One possibility is that this shows that Vancouver wins when it gets secondary scoring. But I don’t think so. The win-loss stats for primary scorer Radim Vrbata, for example (from my count 21-5-2), are only marginally less impressive. These stats come about because the Canucks score more when they win than when they lose () – last time I counted, which was several games back, they have scored 151 goals in games they’ve won compared to 48 in games they’ve lost. This can be thought of as a Monty Hall type problem. The games where a given person (say Bo Horvat) scores are going to be much higher scoring games for the Canucks than “games where a Canuck scores”. Thus the thing we think we are picking at random (Canucks games) is actually something we aren’t picking at random at all. This is the main reason I’m making this post. It seems really cool that there is a real-life version of Monty Hall that pops up in hockey stats.
Is that the only thing we can learn from this stat? And is everything about the timing of Bo Horvat’s (or some other player’s) goals meaningless? I think not, and, especially if you extend your purview to the timing of Bo’s shots, as well, you can potentially learn something. Very shortly before his blog went dark, Tyler Dellow had a post about the “Gazdic index” of particular players, which went like this: Edmonton Oilers enforcer Luke Gazdic sucks as a player, so it would theoretically be really awful to have him play on your NHL team. And it is, but it’s actually not as bad as it might seem, because during all the important parts of the game, Gazdic is stapled to the bench. It’d be a huge handicap to have such a comparatively shitty player be the one on the ice when you’re down by one with 5 minutes left in the third, for example. But he never is, so it doesn’t really matter.
My sense is that Bo Horvat is not like that. He both doesn’t suck, and is trusted by Coach Willie Desjardins. And I think this would be reflected in which proportion of Horvat’s goals and shots come at an important time in the game (i.e. when the game is close). My guess is that this number would be high, and also that a high number correlates with being a good player. There are two sort of related issues here. One is: how much do the coaches trust Horvat. The second: what does he do with that trust. The trust is well represented by the score close ice time in the 2nd and 3rd periods. The quality of play can be given by a shot rating during that time (with all the usual caveats about using raw shot stats). Dividing the two figures will give a rating that has something to do with trustworthiness. There are several ways to do this. One possibility is to score trust as a “perceived clutchiness rating” which looks at how much more/less a player is used in important situations compared to unimportant ones
PCR = [(player score close 2nd & 3rd period ice time)/(overall player ice time)]x[(team score close 2nd & 3rd period ice time)/(overall team icetime)]

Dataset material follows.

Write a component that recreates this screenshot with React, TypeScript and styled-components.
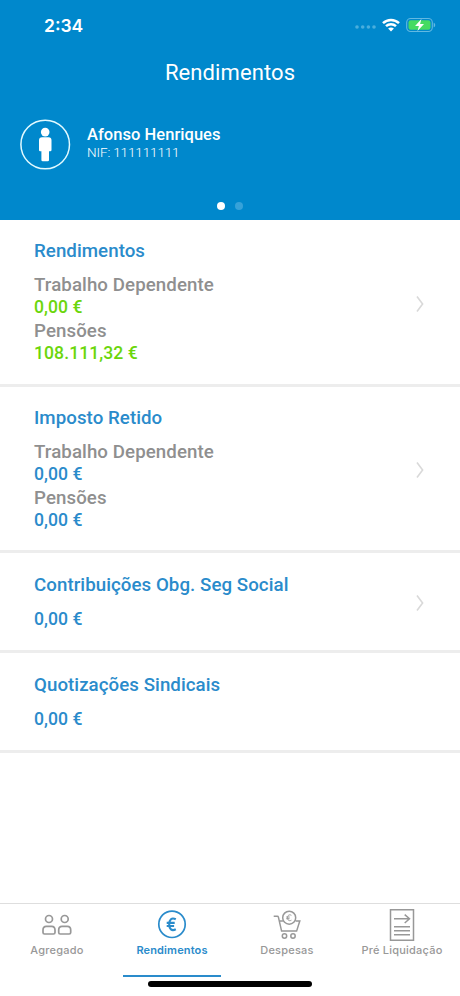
import React from 'react';
import styled, { createGlobalStyle } from 'styled-components';

const BLUE = '#0088cc';
const LINK = '#2a8bcb';
const GREY = '#8f8f8f';
const GREEN = '#6bd60b';

const GlobalStyle = createGlobalStyle`
  * { box-sizing: border-box; }
  body { margin: 0; background: #fff; font-family: Roboto, sans-serif; }
`;

const Screen = styled.div`
  width: 460px;
  height: 996px;
  display: flex;
  flex-direction: column;
  background: #fff;
  overflow: hidden;
`;

const Header = styled.header`
  height: 220px;
  flex: none;
  display: flex;
  flex-direction: column;
  background: ${BLUE};
  color: #fff;
`;

const StatusBar = styled.div`
  height: 50px;
  display: flex;
  align-items: center;
  justify-content: space-between;
  padding: 0 24px 0 44px;
`;

const Clock = styled.span`
  padding-top: 2px;
  font: 600 17.5px/20px Inter, sans-serif;
  letter-spacing: 0;
`;

const StatusIcons = styled.div`
  display: flex;
  align-items: center;
  gap: 6px;
`;

const PageTitle = styled.h1`
  margin: 8px 0 0;
  text-align: center;
  font-size: 22px;
  line-height: 30px;
  font-weight: 400;
  letter-spacing: 0.1px;
`;

const Profile = styled.div`
  display: flex;
  align-items: center;
  gap: 16px;
  margin-top: 31px;
  padding-left: 20px;
  height: 51px;
`;

const ProfileText = styled.div`
  display: flex;
  flex-direction: column;
  padding-bottom: 3px;
`;

const ProfileName = styled.span`
  font-size: 16.5px;
  line-height: 18px;
  font-weight: 500;
  letter-spacing: 0.04px;
`;

const ProfileId = styled.span`
  font-size: 13.5px;
  line-height: 17px;
  font-weight: 300;
  letter-spacing: -0.13px;
`;

const Pager = styled.div`
  display: flex;
  justify-content: center;
  gap: 10px;
  margin-top: 32px;
`;

const PagerDot = styled.span<{ $active?: boolean }>`
  width: 8px;
  height: 8px;
  border-radius: 50%;
  background: ${(p) => (p.$active ? '#fff' : '#36a2d9')};
`;

const List = styled.main`
  flex: 1;
`;

const Section = styled.section<{ $height: number }>`
  height: ${(p) => p.$height}px;
  display: flex;
  align-items: center;
  justify-content: space-between;
  padding: 0 35px 0 34px;
  border-bottom: 3px solid #ededed;
`;

const SectionBody = styled.div<{ $compact: boolean }>`
  height: 100%;
  padding-top: ${(p) => (p.$compact ? 21 : 20)}px;
`;

const SectionTitle = styled.h2`
  margin: 0;
  font-size: 18.7px;
  line-height: 22px;
  font-weight: 500;
  letter-spacing: 0.06px;
  color: ${LINK};
`;

const Entries = styled.div`
  margin-top: 12px;
`;

const Label = styled.div`
  font-size: 18.7px;
  line-height: 22px;
  font-weight: 500;
  letter-spacing: 0.08px;
  color: ${GREY};
`;

const Amount = styled.div<{ $color: string }>`
  font-size: 17.6px;
  line-height: 22px;
  margin-bottom: 2.4px;
  font-weight: 500;
  letter-spacing: 0.06px;
  color: ${(p) => p.$color};
`;

const TabBar = styled.nav`
  height: 93px;
  flex: none;
  display: grid;
  grid-template-columns: repeat(4, 115px);
  border-top: 1px solid #dedede;
  position: relative;
`;

const Tab = styled.div<{ $active?: boolean }>`
  height: 73px;
  margin: 0 9px 0 8px;
  display: flex;
  flex-direction: column;
  align-items: center;
  padding-top: 4px;
  color: ${(p) => (p.$active ? LINK : '#989898')};
  border-bottom: 2px solid ${(p) => (p.$active ? LINK : 'transparent')};
`;

const TabLabel = styled.span<{ $active?: boolean }>`
  font: ${(p) => (p.$active ? 600 : 500)} 11px/16px Inter, sans-serif;
  letter-spacing: ${(p) => (p.$active ? 0.14 : 0.22)}px;
  white-space: nowrap;
`;

const HomeIndicator = styled.div`
  position: absolute;
  left: 148px;
  bottom: 9px;
  width: 164px;
  height: 6px;
  border-radius: 3px;
  background: #000;
`;

const StatusGlyphs = () => (
  <StatusIcons>
    <svg width="21" height="8" viewBox="0 0 21 8" fill="#4aaedd">
      {[2, 7.7, 13.4, 19].map((x) => (
        <circle key={x} cx={x} cy="6" r="1.8" />
      ))}
    </svg>
    <svg width="18" height="14" viewBox="0 0 18 14" fill="none" stroke="#fff" strokeWidth="2.5">
      <path d="M1 5.2C5.5 .8 12.5 .8 17 5.2M4 8.2c2.8-2.7 7.2-2.7 10 0" />
      <path d="M9 13.5 6.1 10.6c1.6-1.5 4.2-1.5 5.8 0z" fill="#fff" stroke="none" />
    </svg>
    <svg width="30" height="16" viewBox="0 0 30 16">
      <rect x=".7" y="1.5" width="25.6" height="13" rx="4" fill="none" stroke="#62b9e2" strokeWidth="1.1" />
      <rect x="2.5" y="3.3" width="22" height="9.4" rx="2.2" fill="#45db61" />
      <path d="M27.7 5.7c2 .7 2 3.9 0 4.6z" fill="#62b9e2" />
      <path d="m15.4 2-6.3 6.9h3.8l-1.4 5.2 6.5-7h-3.900z" fill="#fff" />
    </svg>
  </StatusIcons>
);

const PersonIcon = () => (
  <svg width="51" height="51" viewBox="0 0 51 51">
    <circle cx="25.2" cy="25.5" r="24.3" fill="none" stroke="#e2faff" strokeWidth="1.5" />
    <circle cx="25.2" cy="13.1" r="4.3" fill="#fff" />
    <path d="M22 18.3h6.5q3 0 3 3V31q0 1.3-1.3 1.3H29V41q0 1.3-1.3 1.3h-5Q21.4 42.3 21.4 41v-8.7h-1.2Q19 32.3 19 31v-9.7q0-3 3-3z" fill="#fff" />
  </svg>
);

const ChevronSvg = styled.svg`
  margin-top: 3px;
`;

const Chevron = () => (
  <ChevronSvg width="10" height="18" viewBox="0 0 10 18" fill="none" stroke="#d9d9d9" strokeWidth="1.6">
    <path d="m2 1.5 5.6 7.5-5.6 7.5" />
  </ChevronSvg>
);

const PeopleIcon = () => (
  <svg width="32" height="34" viewBox="0 0 32 34" fill="none" stroke="currentColor" strokeWidth="1.7">
    <circle cx="8" cy="11" r="3.5" />
    <circle cx="23.7" cy="11" r="3.5" />
    <path d="M5.3 18.3h5.4q3.3 0 3.3 3.7v2.5q0 1.5-1.5 1.5h-9Q2 26 2 24.5V22q0-3.7 3.3-3.7zM21 18.3h5.4q3.3 0 3.3 3.7v2.5q0 1.5-1.5 1.5h-9q-1.5 0-1.5-1.5V22q0-3.7 3.3-3.7z" />
  </svg>
);

const EuroIcon = () => (
  <svg width="32" height="34" viewBox="0 0 32 34" fill="none" stroke="currentColor">
    <circle cx="16" cy="16.3" r="13.2" strokeWidth="1.7" />
    <path d="M19.8 11.3c-4.2-2.2-6.6.3-6.6 5s2.4 7.2 6.6 5M10.7 14.9h8M10.7 18h7.4" strokeWidth="2.1" />
  </svg>
);

const CartIcon = () => (
  <svg width="32" height="34" viewBox="-1.2 0 32 34" fill="none" stroke="currentColor" strokeWidth="1.5">
    <path d="M1.5 8.2h3.6q.9 0 1.1.9l3.2 14h15l3.2-10.2h-4M7.3 12.9h3.4" />
    <circle cx="17" cy="9.7" r="6.5" />
    <path d="M19.2 7.3c-2.2-1.2-3.9.1-3.9 2.5s1.7 3.6 3.9 2.4M14 9h3.5M14 10.7h3.3" strokeWidth="1" />
    <circle cx="12.3" cy="28" r="2.2" />
    <circle cx="20.8" cy="28" r="2.2" />
  </svg>
);

const DocumentIcon = () => (
  <svg width="32" height="34" viewBox="0 0 32 34" fill="none" stroke="currentColor" strokeWidth="1.5">
    <path d="M4.5 1.8h23v30.4h-23zM8 10.8h15.5M18.7 6.6l4.8 4.2-4.8 4.2M8 18.8h16M8 22.8h16M8 26.8h16" />
  </svg>
);

type Entry = { label?: string; amount: string };
type SectionData = { title: string; height: number; color: string; link: boolean; entries: Entry[] };

const sections: SectionData[] = [
  {
    title: 'Rendimentos', height: 167, color: GREEN, link: true,
    entries: [{ label: 'Trabalho Dependente', amount: '0,00 €' }, { label: 'Pensões', amount: '108.111,32 €' }],
  },
  {
    title: 'Imposto Retido', height: 166, color: LINK, link: true,
    entries: [{ label: 'Trabalho Dependente', amount: '0,00 €' }, { label: 'Pensões', amount: '0,00 €' }],
  },
  { title: 'Contribuições Obg. Seg Social', height: 100, color: LINK, link: true, entries: [{ amount: '0,00 €' }] },
  { title: 'Quotizações Sindicais', height: 100, color: LINK, link: false, entries: [{ amount: '0,00 €' }] },
];

const tabs = [
  { label: 'Agregado', Icon: PeopleIcon },
  { label: 'Rendimentos', Icon: EuroIcon, active: true },
  { label: 'Despesas', Icon: CartIcon },
  { label: 'Pré Liquidação', Icon: DocumentIcon },
];

export default function App() {
  return (
    <Screen>
      <GlobalStyle />
      <Header>
        <StatusBar>
          <Clock>2:34</Clock>
          <StatusGlyphs />
        </StatusBar>
        <PageTitle>Rendimentos</PageTitle>
        <Profile>
          <PersonIcon />
          <ProfileText>
            <ProfileName>Afonso Henriques</ProfileName>
            <ProfileId>NIF: 111111111</ProfileId>
          </ProfileText>
        </Profile>
        <Pager>
          <PagerDot $active />
          <PagerDot />
        </Pager>
      </Header>
      <List>
        {sections.map((s) => (
          <Section key={s.title} $height={s.height}>
            <SectionBody $compact={s.entries.length === 1}>
              <SectionTitle>{s.title}</SectionTitle>
              <Entries>
                {s.entries.map((e, i) => (
                  <React.Fragment key={i}>
                    {e.label && <Label>{e.label}</Label>}
                    <Amount $color={s.color}>{e.amount}</Amount>
                  </React.Fragment>
                ))}
              </Entries>
            </SectionBody>
            {s.link && <Chevron />}
          </Section>
        ))}
      </List>
      <TabBar>
        {tabs.map(({ label, Icon, active }) => (
          <Tab key={label} $active={active}>
            <Icon />
            <TabLabel $active={active}>{label}</TabLabel>
          </Tab>
        ))}
        <HomeIndicator />
      </TabBar>
    </Screen>
  );
}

For the performance, you can use standard time-weighted shot stats. Shot Differential per 60 minutes is one that I think makes sense overall. You can also separate the offensive and defensive sides of the game, because I think that makes sense. You are not necessarily going to have the same people out protecting a lead as you will pushing for an equalizer. Basically we already have the SA/60 and SF/60 metrics to tell us which players are generating and preventing shots. Dividing SF/60 by PCR we get a rating where a large number indicates a player that is strangely under-used, whereas a small number is one that is over-used. To get a similar rating from SA/60, we need to convert it to a number where a larger denominator is good. For instance by subtracting from the largest SA/60 on the team. To make the two symmetric we can use (SA/60_max – SA/60) and (SF/60-SF/60_min) as the defensive and offensive denominators .
What advantage could such metrics have over other metrics which can tell us similar information? A coach’s defensive trust in a player can be gleaned at from defensive zone start percentage, for example. But not exactly. Say the Sedins start in the offensive zone a very high portion of the time, like they did under Alain Vigneault. Are they being “sheltered” because they are not trusted defensively, or are they put in an offensive-maximizing position because Vigneault needs them to score? We know the answer to that because we’ve watched the Sedins play, but we wouldn’t know just from d-zone start % alone.

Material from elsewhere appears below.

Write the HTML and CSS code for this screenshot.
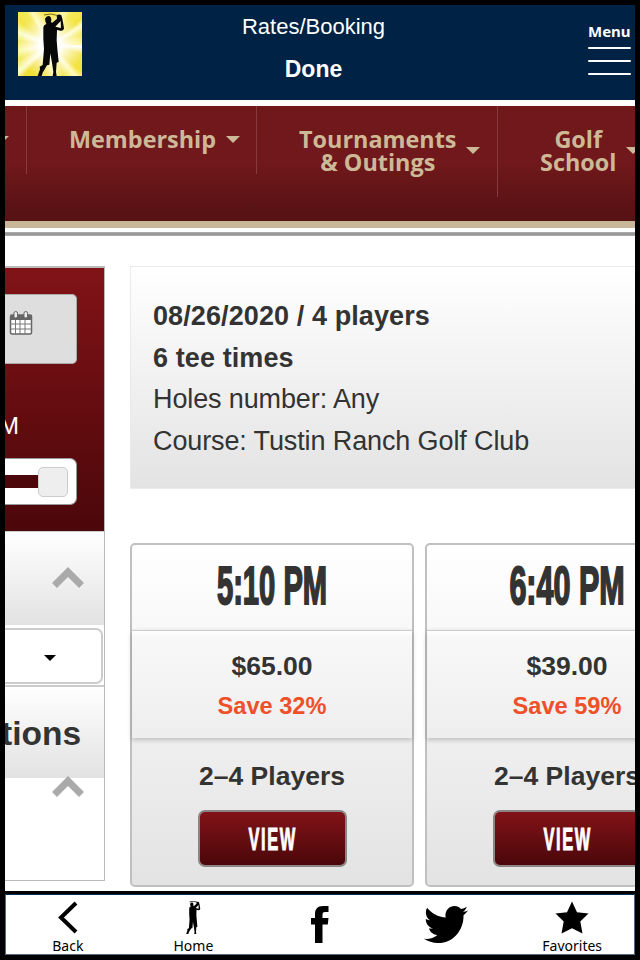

Another point is that, though these are “player” metrics, they could actually be useful for finding out about what coaches are doing. For example, are the players with highest defensive PCR the same ones who are the playing the penalty kill? That would indicate a very defensive mindset. Who are the players with the highest PCR in score-tied situations? That can indicate whether the coach is playing aggressively or cautiously.
A final potential of our stat is that you can use perceived clutchiness as a starting point to calculate “actual clutchiness.” That is, take the shot rates of a player during important times of the game (this is necessary because of score effects and late game effects). Of course the whole concept is highly questionable, but the only thing that I can think of that gets at it right now is a stat like “game winning goals.” And that is just about the most useless of useless stats. Apart from being plagued by sample size issues (there is no such thing as “game winning shots attempted”), it is also swamped by comebacks. Say a team goes up 5-2 but the other guys make it back to 5-4. The fifth goal will be “game winning” but was not actually scored in a game-on-the-line situation. Whereas with our metric. This means that if I wanted to, I could actually calculate who on the Canucks, is most statistically clutch. But I refuse to even try because everyone knows Burrows is the clutchest.